Probably the best book of the Rosy Crucifixion trilogy as Miller almost manages to stick to a narrative thread and his alter ego reaches a moment of self-awareness when he admits he is incapable of loving a real human being. The tedious ruminations on life, love, the universe and everything are mainly confined to the first and last few chapters. In between we have the usual mixture of hilarious anecdote, boring trivia, acute observation, embarrassing naivety, harsh realism, saccharine sentimentality, exhilarating zest for life, moral cowardice, brutal honesty and flagrant self-deception. There’s no pornography here, but Miller gives full reign to his adolescent delight in shocking right-thinking readers with obscenities, casual misogyny, homophobia and every racist slur under the sun. At his best Miller can be a real pleasure to read, but always a guilty one.
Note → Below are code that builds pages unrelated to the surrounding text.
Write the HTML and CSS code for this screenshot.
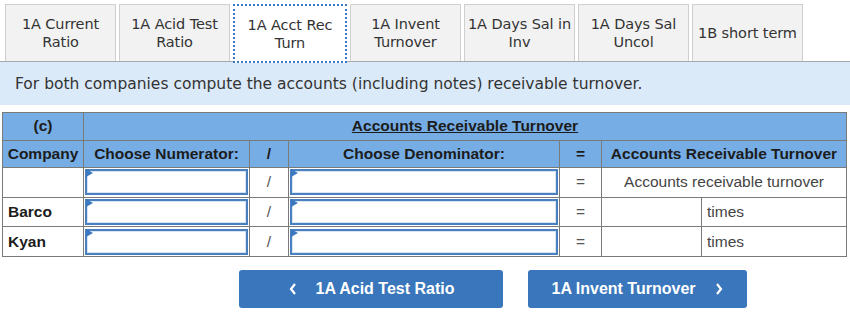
FILE: index.html
```html
<!DOCTYPE html>
<html lang="en">
<head>
<meta charset="UTF-8">
<title>Accounts Receivable Turnover</title>
<link rel="stylesheet" href="styles.css">
</head>
<body>

<div class="tabs">
  <div class="tab">1A Current<br>Ratio</div>
  <div class="tab">1A Acid Test<br>Ratio</div>
  <div class="tab active">1A Acct Rec<br>Turn</div>
  <div class="tab">1A Invent<br>Turnover</div>
  <div class="tab">1A Days Sal in<br>Inv</div>
  <div class="tab">1A Days Sal<br>Uncol</div>
  <div class="tab">1B short term</div>
</div>

<div class="banner">For both companies compute the accounts (including notes) receivable turnover.</div>

<table class="grid">
  <colgroup>
    <col class="c-company">
    <col class="c-num">
    <col class="c-op">
    <col class="c-den">
    <col class="c-eq">
    <col class="c-val">
    <col class="c-unit">
  </colgroup>
  <tr class="head">
    <th>(c)</th>
    <th colspan="6"><u>Accounts Receivable Turnover</u></th>
  </tr>
  <tr class="head">
    <th>Company</th>
    <th>Choose Numerator:</th>
    <th>/</th>
    <th>Choose Denominator:</th>
    <th>=</th>
    <th colspan="2">Accounts Receivable Turnover</th>
  </tr>
  <tr>
    <td class="name"></td>
    <td class="pick"><div class="select"></div></td>
    <td class="op">/</td>
    <td class="pick"><div class="select"></div></td>
    <td class="op">=</td>
    <td class="label" colspan="2">Accounts receivable turnover</td>
  </tr>
  <tr>
    <td class="name">Barco</td>
    <td class="pick"><div class="select"></div></td>
    <td class="op">/</td>
    <td class="pick"><div class="select"></div></td>
    <td class="op">=</td>
    <td></td>
    <td class="unit">times</td>
  </tr>
  <tr>
    <td class="name">Kyan</td>
    <td class="pick"><div class="select"></div></td>
    <td class="op">/</td>
    <td class="pick"><div class="select"></div></td>
    <td class="op">=</td>
    <td></td>
    <td class="unit">times</td>
  </tr>
</table>

<div class="nav">
  <button class="nav-btn prev">
    <svg width="10" height="14" viewBox="0 0 10 14"><path d="M7 2 L3 7 L7 12" fill="none" stroke="#fff" stroke-width="2.2"/></svg>
    <span>1A Acid Test Ratio</span>
  </button>
  <button class="nav-btn next">
    <span>1A Invent Turnover</span>
    <svg width="10" height="14" viewBox="0 0 10 14"><path d="M3 2 L7 7 L3 12" fill="none" stroke="#fff" stroke-width="2.2"/></svg>
  </button>
</div>

</body>
</html>
```

FILE: styles.css
```css
body {
  margin: 0;
  padding: 0;
  background-color: #fff;
  font-family: "DejaVu Sans", Verdana, sans-serif;
  color: #333;
}

/* tab strip */
.tabs {
  display: flex;
  gap: 3px;
  padding: 4px 0 0 5px;
}

.tab {
  box-sizing: border-box;
  width: 111px;
  height: 57px;
  display: flex;
  align-items: center;
  justify-content: center;
  text-align: center;
  padding: 0;
  font-size: 14.5px;
  line-height: 18px;
  white-space: nowrap;
  letter-spacing: -0.1px;
  background-color: #f2f2f2;
  border: 1px solid #cfcfcf;
  border-bottom: none;
  color: #333;
}

.tab.active {
  width: 114px;
  height: 59px;
  margin-bottom: -2px;
  background-color: #fff;
  border: 2px dotted #3b78bf;
  position: relative;
  z-index: 1;
}

.banner {
  height: 43px;
  display: flex;
  align-items: center;
  padding-left: 15px;
  background-color: #dbeaf8;
  border-top: 1px solid #a9a9a9;
  font-size: 15.5px;
  color: #333;
}

/* table */
.grid {
  margin: 7px 0 0 2px;
  width: 845px;
  border-collapse: collapse;
  table-layout: fixed;
  font-family: "Liberation Sans", Arial, sans-serif;
  font-size: 15.5px;
}

.c-company { width: 81px; }
.c-num { width: 166px; }
.c-op { width: 39px; }
.c-den { width: 271px; }
.c-eq { width: 42px; }
.c-val { width: 100px; }

.grid th,
.grid td {
  border: 1px solid #7a7a7a;
  height: 26.6px;
  padding: 0;
}

.grid tr.head th {
  background-color: #76ade4;
  color: #1c1c1c;
  font-weight: bold;
  text-align: center;
}

.grid td.name {
  font-weight: bold;
  color: #1c1c1c;
  padding-left: 5px;
}

.grid td.op {
  text-align: center;
  color: #555;
}

.grid td.label {
  text-align: center;
  color: #444;
}

.grid td.unit {
  padding-left: 5px;
  color: #444;
}

.grid td.pick {
  padding: 1px;
}

.select {
  box-sizing: border-box;
  height: 26px;
  background-color: #fff;
  border: 2px solid #4a7fc0;
  box-shadow: inset 0 0 0 1px #d6e4f4;
  position: relative;
}

/* little flag in the corner */
.select::before {
  content: "";
  position: absolute;
  top: -1px;
  left: -1px;
  border-top: 4px solid transparent;
  border-bottom: 4px solid transparent;
  border-left: 7px solid #3b78bf;
  transform: translateY(-1px);
}

/* nav buttons */
.nav {
  display: flex;
  gap: 25px;
  padding: 13px 0 0 239px;
}

.nav-btn {
  height: 38px;
  display: flex;
  align-items: center;
  justify-content: center;
  gap: 18px;
  background-color: #3a76bb;
  color: #fff;
  border: none;
  border-radius: 3px;
  font-family: "Liberation Sans", Arial, sans-serif;
  font-size: 16px;
  font-weight: bold;
  cursor: pointer;
}

.nav-btn.prev {
  width: 264px;
}

.nav-btn.next {
  width: 219px;
}
```
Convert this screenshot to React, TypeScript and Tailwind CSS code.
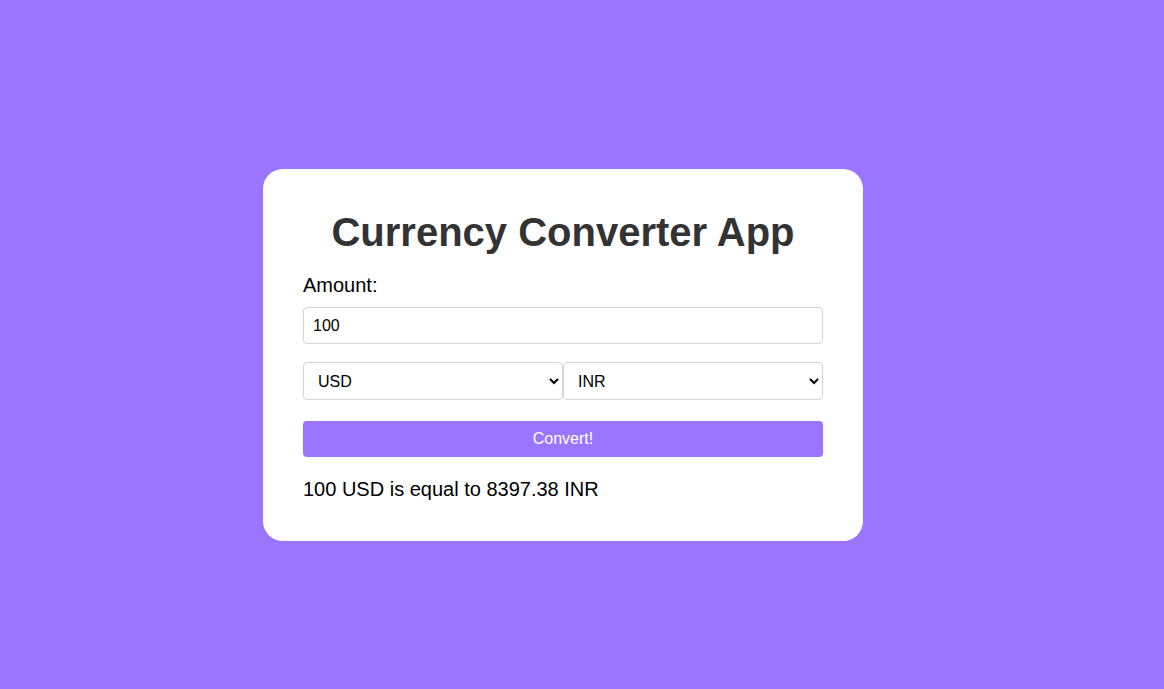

I reread "Nexus" recently; I first read it in my teens. It's one of Miller's less salacious books and my first exposure to him, a quiet moody rap on his wan last days in NYC before sailing off for the City of Light to hopefully find himself as a writer. Like fellow New Yorker Salinger, his style is conversational, albeit less arch, blunter. Although he doesn't share Lou Reed's ambivalence toward New York (he mostly hates it) he perceives it, like Reed, as hectic and insane. His comment on a stale burlesque house "nothing new in the way of jokes or ass" sounds like Reed to me./ Miller writes too much about writing in most of his books and "Nexus" is no exception. He too often self-consciously raps about his inability to put his flights-of-ideas down on paper and it can get tedious. His raps on his favorite writers hold more interest: I discovered Knut Hamsun through Miller. And his take on Rimbaud, and occasional channeling of Rimbaud's ethereal prose-poem style, certainly beats Patti Smith's Rimbaud tee shirt. / There is, fortunately, very little porn here, though there is much analysis about Miller's (deliberately?) tortured marriage to "Mona". He comes off both pathetically masochistic and kinda cool as he throws a cheesecake against the wall ("Fuck you!") after reading her surprise farewell note, a scene redolent of Celine, one of his models. It's a rambling one-sided conversation here, but one cohered by grand style and cogency.
جميل جدا. هنا قصف مدوي من السرد الممتع. من الحكايات الخالصة الجميلة. هنا هنري يودع حياة الموظف المتشرد الصعلوك وينتقل إلى حياة الكاتب المتشرد الصعلوك أيضا. هنا تنتهي ثلاثية الصلب الوردي. .
اسلوب الكاتب في وصف الاشياء اللامادية و المشاعر و الاحاسيس و لحظات الالهام رائع جدا بل خارق للعادة ولم اشاهد مثله من قبل، يكتب بأسلوب أدبي روحاني جميل و يتحدث عن معضلة الكاتب و المشاكل التي يمر بها لأجل ان يكتب روايته منتظراً لحظات الالهام التي لا تأتي الا بشكل نادر ليدخل بعدها في صراع مع عقله ومع الورقة البيضاء والآلة الكاتبة .. لكن ما يعيب الرواية هو كثرة الصفحات الخالية من اي معنى، تجد الكاتب يسترسل في الوصف و الكلام لصفحات و صفحات بلا اي هدف او فائدة وهذا ما جعلني اترك الرواية لعدة أشهر ثم قررت ان اعود إليها لأن الاعمال الناقصة و الغير منتهيه تزعجني جداً بالاضافة الى ان الكاتب يستحق أن أُنهي روايته بسبب جمال اسلوبه و جنونه و قوته في السرد بغض النظر عن السلبيات التي ذكرتها في الاعلى.